* start Exercise material *

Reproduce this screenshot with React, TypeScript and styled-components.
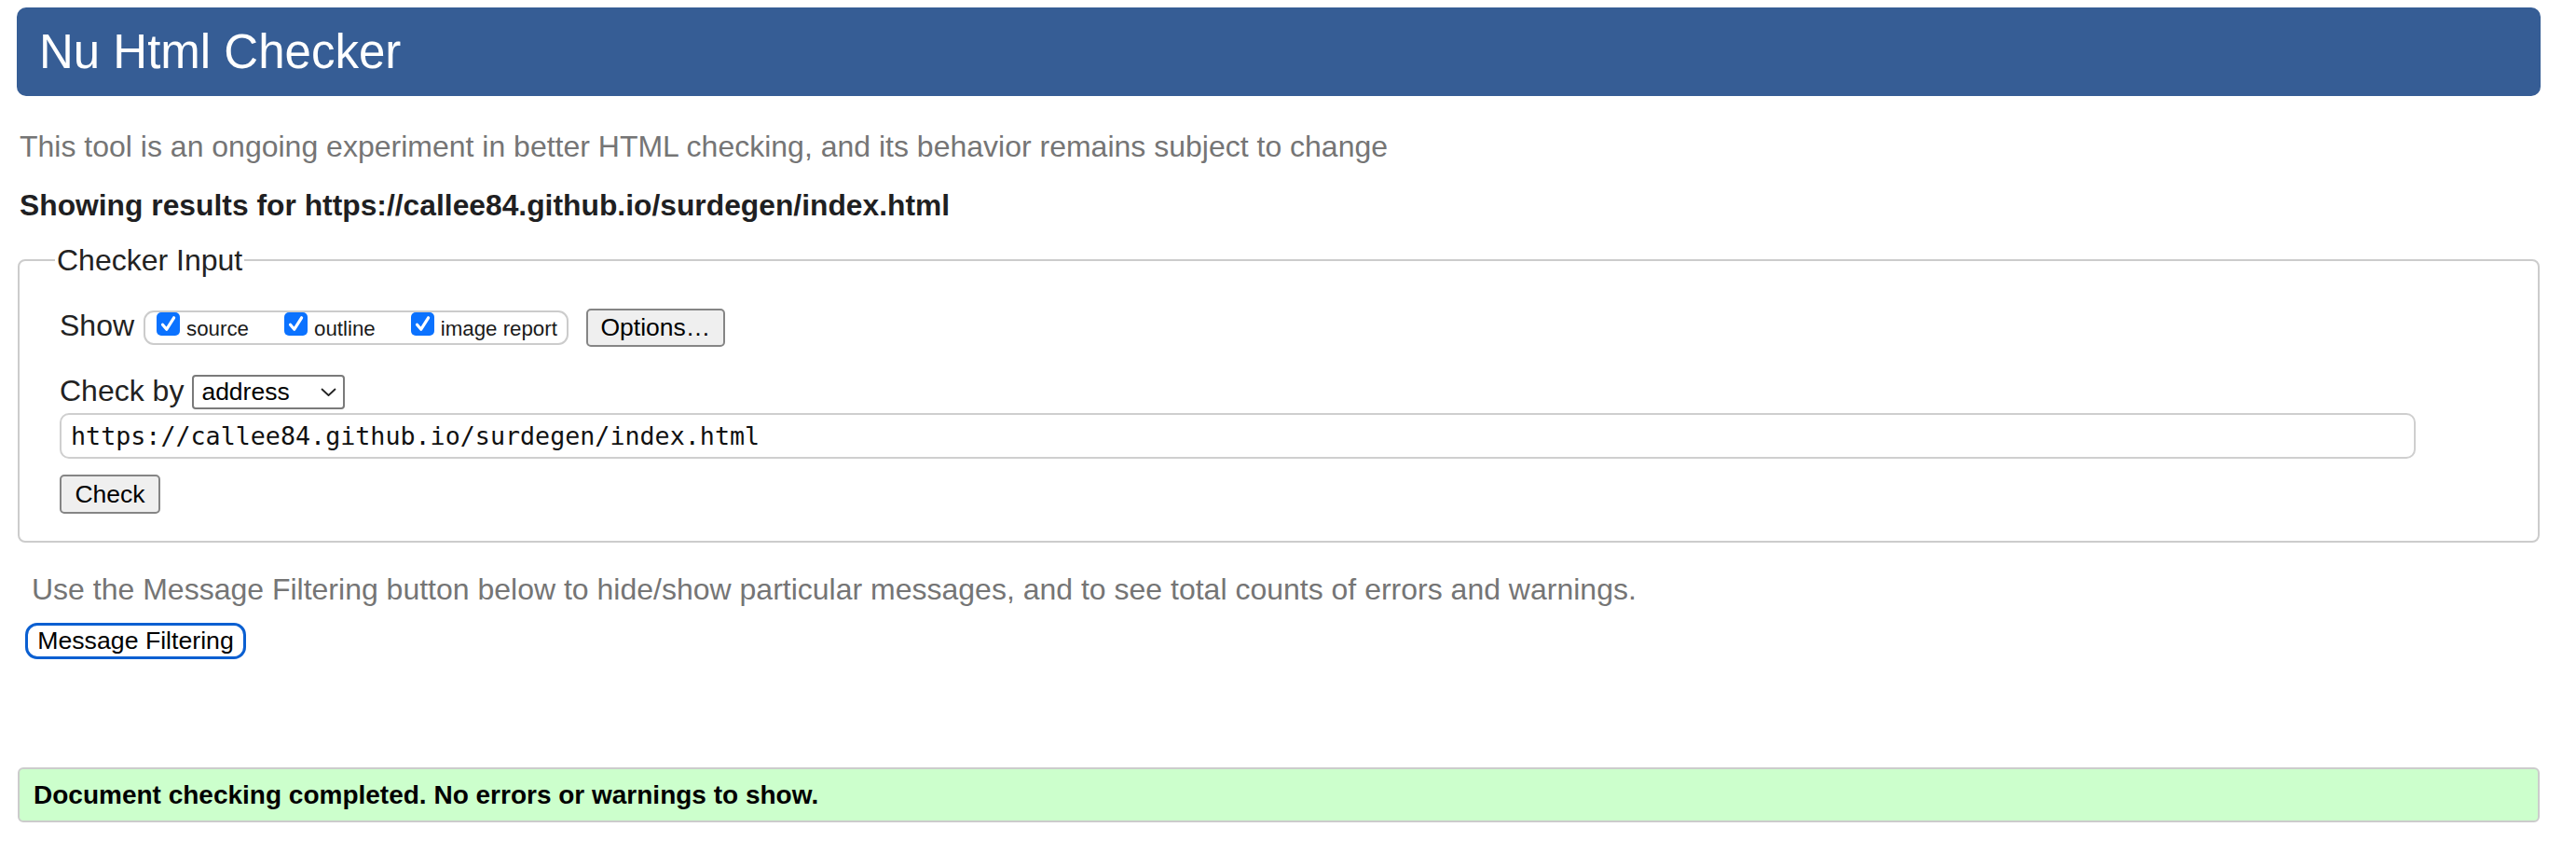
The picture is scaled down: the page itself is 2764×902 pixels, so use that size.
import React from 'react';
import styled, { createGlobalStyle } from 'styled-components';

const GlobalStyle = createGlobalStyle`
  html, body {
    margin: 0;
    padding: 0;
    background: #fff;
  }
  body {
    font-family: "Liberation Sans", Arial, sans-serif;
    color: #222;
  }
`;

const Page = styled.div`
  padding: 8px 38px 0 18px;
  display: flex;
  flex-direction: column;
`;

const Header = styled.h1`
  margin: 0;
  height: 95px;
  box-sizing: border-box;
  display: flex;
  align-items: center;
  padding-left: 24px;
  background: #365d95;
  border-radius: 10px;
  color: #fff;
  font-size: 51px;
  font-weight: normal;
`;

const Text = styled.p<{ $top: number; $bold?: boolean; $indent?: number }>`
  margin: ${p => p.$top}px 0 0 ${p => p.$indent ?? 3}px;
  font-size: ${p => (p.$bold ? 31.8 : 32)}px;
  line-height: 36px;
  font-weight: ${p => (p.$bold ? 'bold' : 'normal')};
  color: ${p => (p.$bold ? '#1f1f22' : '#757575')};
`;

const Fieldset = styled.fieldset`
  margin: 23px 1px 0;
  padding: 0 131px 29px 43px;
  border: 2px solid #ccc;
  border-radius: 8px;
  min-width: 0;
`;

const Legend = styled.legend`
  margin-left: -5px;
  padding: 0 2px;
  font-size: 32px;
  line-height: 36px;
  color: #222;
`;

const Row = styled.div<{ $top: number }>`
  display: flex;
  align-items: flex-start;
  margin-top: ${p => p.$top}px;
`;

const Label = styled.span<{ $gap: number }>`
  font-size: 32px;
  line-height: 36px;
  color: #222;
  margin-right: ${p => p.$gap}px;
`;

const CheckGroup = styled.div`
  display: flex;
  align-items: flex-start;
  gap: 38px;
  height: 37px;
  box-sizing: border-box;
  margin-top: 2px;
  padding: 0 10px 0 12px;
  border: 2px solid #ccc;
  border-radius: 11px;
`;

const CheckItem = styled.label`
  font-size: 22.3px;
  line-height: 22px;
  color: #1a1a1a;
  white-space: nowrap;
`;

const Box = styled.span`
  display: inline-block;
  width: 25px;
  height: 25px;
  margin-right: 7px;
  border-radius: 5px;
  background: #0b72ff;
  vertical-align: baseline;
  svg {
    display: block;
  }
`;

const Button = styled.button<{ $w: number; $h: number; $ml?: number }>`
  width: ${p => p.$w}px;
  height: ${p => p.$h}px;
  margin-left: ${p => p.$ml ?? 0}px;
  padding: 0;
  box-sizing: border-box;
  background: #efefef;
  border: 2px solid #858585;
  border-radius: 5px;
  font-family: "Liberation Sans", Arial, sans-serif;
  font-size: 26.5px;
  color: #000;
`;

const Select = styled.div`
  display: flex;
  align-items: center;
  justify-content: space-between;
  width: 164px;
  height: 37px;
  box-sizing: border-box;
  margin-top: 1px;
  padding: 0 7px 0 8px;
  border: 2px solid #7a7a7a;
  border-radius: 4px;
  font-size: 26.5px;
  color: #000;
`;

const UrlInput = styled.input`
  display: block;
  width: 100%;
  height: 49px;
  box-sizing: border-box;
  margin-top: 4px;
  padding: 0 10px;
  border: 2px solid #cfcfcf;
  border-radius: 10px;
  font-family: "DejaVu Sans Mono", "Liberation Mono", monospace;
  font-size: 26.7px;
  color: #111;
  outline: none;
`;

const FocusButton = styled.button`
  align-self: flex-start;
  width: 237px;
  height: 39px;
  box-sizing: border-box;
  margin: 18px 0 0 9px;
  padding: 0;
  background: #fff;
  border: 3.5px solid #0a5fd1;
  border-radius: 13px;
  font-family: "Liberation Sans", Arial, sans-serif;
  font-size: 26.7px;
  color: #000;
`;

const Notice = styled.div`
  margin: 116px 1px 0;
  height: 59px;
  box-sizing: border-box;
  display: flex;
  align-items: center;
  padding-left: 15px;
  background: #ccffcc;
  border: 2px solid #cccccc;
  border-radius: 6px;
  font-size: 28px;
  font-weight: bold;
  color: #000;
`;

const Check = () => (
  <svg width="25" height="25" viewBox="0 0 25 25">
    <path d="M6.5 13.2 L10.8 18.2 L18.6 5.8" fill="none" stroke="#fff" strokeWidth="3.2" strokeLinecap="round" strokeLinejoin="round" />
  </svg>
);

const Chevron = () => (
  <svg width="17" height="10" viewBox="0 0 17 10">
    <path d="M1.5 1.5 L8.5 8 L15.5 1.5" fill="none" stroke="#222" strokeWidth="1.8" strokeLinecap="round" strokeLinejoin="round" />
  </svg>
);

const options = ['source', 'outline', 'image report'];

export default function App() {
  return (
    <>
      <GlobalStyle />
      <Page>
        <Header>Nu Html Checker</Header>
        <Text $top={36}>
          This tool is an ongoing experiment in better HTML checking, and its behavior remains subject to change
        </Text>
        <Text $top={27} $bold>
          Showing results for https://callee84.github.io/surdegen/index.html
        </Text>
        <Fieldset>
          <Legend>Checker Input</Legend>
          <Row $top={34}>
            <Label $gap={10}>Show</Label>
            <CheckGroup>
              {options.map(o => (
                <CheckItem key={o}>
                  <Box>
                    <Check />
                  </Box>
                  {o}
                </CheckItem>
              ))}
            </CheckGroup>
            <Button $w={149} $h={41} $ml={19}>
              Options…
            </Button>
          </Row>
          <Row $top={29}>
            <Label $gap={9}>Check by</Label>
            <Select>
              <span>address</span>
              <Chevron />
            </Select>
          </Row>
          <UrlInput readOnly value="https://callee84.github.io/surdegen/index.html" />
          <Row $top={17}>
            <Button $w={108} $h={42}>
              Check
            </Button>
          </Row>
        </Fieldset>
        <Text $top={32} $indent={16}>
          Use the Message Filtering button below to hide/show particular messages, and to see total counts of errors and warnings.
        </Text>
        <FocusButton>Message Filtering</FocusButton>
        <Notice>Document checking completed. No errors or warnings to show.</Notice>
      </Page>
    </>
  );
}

* end Exercise material *
* start Exercise material *

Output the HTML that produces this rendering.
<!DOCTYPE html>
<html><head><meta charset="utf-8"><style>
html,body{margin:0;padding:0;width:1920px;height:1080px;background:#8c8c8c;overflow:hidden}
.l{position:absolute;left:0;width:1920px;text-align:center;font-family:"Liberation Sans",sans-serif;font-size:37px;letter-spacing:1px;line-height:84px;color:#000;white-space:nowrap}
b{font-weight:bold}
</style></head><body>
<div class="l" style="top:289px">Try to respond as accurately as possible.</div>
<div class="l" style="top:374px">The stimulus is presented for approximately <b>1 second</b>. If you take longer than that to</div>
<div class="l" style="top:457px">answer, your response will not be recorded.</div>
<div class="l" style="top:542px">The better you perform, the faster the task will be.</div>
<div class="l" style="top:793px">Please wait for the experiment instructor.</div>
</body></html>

* end Exercise material *
* start Exercise material *

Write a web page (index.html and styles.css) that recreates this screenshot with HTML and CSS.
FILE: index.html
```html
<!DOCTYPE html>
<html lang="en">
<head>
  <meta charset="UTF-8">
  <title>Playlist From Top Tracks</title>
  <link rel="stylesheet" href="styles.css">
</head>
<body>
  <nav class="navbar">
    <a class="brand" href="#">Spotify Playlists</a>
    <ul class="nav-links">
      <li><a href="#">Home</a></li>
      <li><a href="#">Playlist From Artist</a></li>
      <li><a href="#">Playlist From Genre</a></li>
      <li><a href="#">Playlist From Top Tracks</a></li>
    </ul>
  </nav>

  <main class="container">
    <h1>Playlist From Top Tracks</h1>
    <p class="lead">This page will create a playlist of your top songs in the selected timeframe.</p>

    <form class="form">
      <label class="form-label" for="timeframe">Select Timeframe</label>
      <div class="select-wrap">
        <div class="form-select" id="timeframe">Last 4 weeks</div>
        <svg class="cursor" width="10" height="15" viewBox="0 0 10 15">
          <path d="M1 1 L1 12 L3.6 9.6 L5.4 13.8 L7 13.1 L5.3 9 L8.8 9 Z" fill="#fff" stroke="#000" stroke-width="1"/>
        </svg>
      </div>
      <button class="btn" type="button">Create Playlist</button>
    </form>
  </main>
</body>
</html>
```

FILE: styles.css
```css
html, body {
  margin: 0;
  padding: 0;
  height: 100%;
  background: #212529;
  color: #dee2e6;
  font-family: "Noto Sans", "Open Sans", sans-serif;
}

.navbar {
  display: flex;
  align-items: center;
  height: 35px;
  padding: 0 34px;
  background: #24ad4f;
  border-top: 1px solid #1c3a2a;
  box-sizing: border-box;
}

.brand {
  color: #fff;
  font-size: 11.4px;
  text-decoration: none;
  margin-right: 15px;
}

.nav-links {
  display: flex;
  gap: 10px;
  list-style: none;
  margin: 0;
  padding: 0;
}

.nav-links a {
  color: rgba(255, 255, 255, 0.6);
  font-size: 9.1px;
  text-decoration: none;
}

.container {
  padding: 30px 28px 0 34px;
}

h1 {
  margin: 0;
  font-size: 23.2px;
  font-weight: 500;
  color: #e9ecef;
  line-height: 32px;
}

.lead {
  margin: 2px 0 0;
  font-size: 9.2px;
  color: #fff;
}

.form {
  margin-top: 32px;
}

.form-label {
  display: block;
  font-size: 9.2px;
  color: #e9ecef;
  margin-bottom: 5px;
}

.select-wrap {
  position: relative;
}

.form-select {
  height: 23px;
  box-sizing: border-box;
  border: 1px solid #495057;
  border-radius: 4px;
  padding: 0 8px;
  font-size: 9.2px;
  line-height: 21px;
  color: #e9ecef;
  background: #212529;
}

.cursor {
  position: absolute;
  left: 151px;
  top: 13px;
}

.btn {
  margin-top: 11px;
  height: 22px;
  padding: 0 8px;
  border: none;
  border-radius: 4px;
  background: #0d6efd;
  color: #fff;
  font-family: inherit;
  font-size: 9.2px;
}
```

* end Exercise material *

_What is required_
Show all lines from the records above where the word "styles" occurs.

_Result_
Write a web page (index.html and styles.css) that recreates this screenshot with HTML and CSS.
  <link rel="stylesheet" href="styles.css">
FILE: styles.css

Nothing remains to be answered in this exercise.